My friend was a session player in the late 70's early 80's and said they used to cost like 10k back then.He also said they were the biggest load of crap and became outdated so quickly. Im pretty sure dudes were using tape long before the fairlight.
For sure, but they were pretty much the benchmark for what we consider a sampler now. Flying in tape is different to orchestrating via samples. I personally wouldn't want to be working on one but they're still used by some for film scoring. This is a great site for info http://www.ghservices.com/gregh/fairligh/
Apparently the maxed out ones were upwards of $100k. That's just crazy...
This was going to be my answer.
Just don't forget Super Fly vs. Shaft.
That's Tatiana Ali?
hey, wow, that's funny! she started on tv early on, huh?
tomorrow never knows - the drums arent a tape loop.. the tape loops were flown in after the track was recorded. there is sampling in the guitar though as the guitar solo from tax man was copied and inserted backwards numerous times throughout the song..

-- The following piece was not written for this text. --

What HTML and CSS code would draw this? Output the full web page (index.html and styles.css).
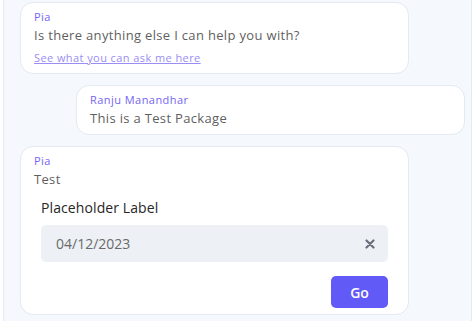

there was an instrument pre mellotron that i cant remember the name of at the moment... its the source of the string sounds on the Flaming Lips "race for the prize" for example...
speaking of mellotrons the optigan is technically another sampling instrument in that it played pre recorded sounds (including drum loops) off discs at the touch of a keyboard.
as for sampling in a rhythmic sense dudes were using one shots quite early in the 70's... morodor for example would record kick drum hits and then cut them using a ruler to the exact measurement to lock them at the tempo of the song..
somebody needs to post that toto interview where they break down the lengths they went too to loop up shit for a backing track.